Quelles sont les nouvelles législations qui vous ont impactées?

AH: Il y a eu tout récemment l’entrée en vigueur du règlement grand-ducal concernant la diffusion des produits cadastraux datant du 10 août 2018 qui entend accorder au citoyen un droit d’accès aux informations de l’administration. Juste auparavant, il y a eu le RGDP (règlement général sur la protection des données); dans la mesure où nous assurons la mission légale de publication de l’information foncière depuis longtemps, il nous a été relativement facile de nous y conformer.
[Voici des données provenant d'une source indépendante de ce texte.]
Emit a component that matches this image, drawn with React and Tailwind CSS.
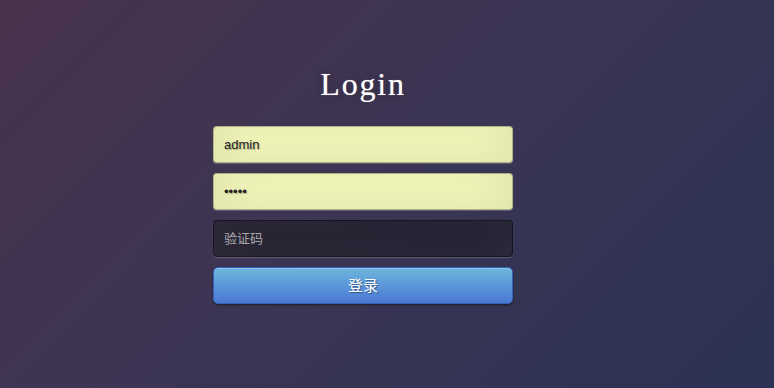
export default function App() {
  const inputBase =
    "block w-full h-[37px] px-[10px] rounded-[4px] border border-[rgba(0,0,0,0.3)] outline-none text-[13px] [font-family:'Liberation_Sans','Noto_Sans_CJK_SC',sans-serif] shadow-[inset_0_-5px_45px_rgba(100,100,100,0.2),0_1px_1px_rgba(255,255,255,0.2)]";
  return (
    <div className="w-full h-[388px] overflow-hidden bg-[linear-gradient(135deg,#48324c_0%,#3c3553_45%,#2b3254_100%)]">
      <div className="w-[300px] ml-[213px] pt-[68px] flex flex-col">
        <h1 className="text-center text-white text-[32px] leading-[32px] tracking-[1.8px] [font-family:'Liberation_Serif',serif] [text-shadow:0_0_10px_rgba(0,0,0,0.3),0_0_1px_rgba(255,255,255,0.6)] mb-[26px]">
          Login
        </h1>
        <input
          type="text"
          readOnly
          defaultValue="admin"
          className={inputBase + " bg-[#fbffbf] text-[#222] [text-shadow:1px_1px_1px_rgba(0,0,0,0.3)] mb-[10px]"}
        />
        <input
          type="password"
          readOnly
          defaultValue="admin"
          className={inputBase + " bg-[#fbffbf] text-[#222] [text-shadow:1px_1px_1px_rgba(0,0,0,0.3)] mb-[10px]"}
        />
        <input
          type="text"
          placeholder="验证码"
          className={inputBase + " bg-[rgba(0,0,0,0.42)] text-white placeholder:text-[#a9a9a9] mb-[10px]"}
        />
        <button
          type="button"
          className="block w-full h-[37px] rounded-[5px] border border-[#3762bc] bg-[#4a77d4] bg-[linear-gradient(to_bottom,#6eb6de,#4a77d4)] text-white text-[15px] [font-family:'Noto_Sans_CJK_SC',sans-serif] [text-shadow:1px_1px_1px_rgba(0,0,0,0.4)] shadow-[inset_0_1px_0_rgba(255,255,255,0.2),0_1px_2px_rgba(0,0,0,0.5)]"
        >
          登录
        </button>
      </div>
    </div>
  );
}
Une restriction encadre néanmoins les demandes de propriétaires en masse, pour les informations de toute une rue par exemple, pour lesquelles il faut une attribution légale de la part du demandeur.

Nous avons également dû nous conformer à la directive PSI (Public Sector Information) qui vise à fixer un ensemble minimal de règles concernant les moyens pratiques destinés à faciliter la réutilisation de documents existants détenus par des organismes des États membres de l’Union européenne.

Dans l’élaboration du règlement du 10 août 2018, nous avons aussi suivi les recommandations gouvernementales en matière de «digital first» et «once only». Cette dernière entend à ce que ce soit les administrations, et non les citoyens, qui aillent chercher l’information où elle se trouve. Les administrations peuvent donc télécharger nos informations dans un système open data, gratuitement et de manière digitale via le Géoportail.

Un dernier mot quant à notre tarification. Bien que la profession eut été libéralisée, le cadastre continue de réaliser des mensurations officielles pour lesquelles il facture ses prestations. Dans la mesure où nos tarifs étaient deux fois inférieurs à ce qui était pratiqué dans le privé, nos tarifs ont été adaptés en 2018. Car plus de 50% de la production de la mensuration officielle se fait désormais par le privé.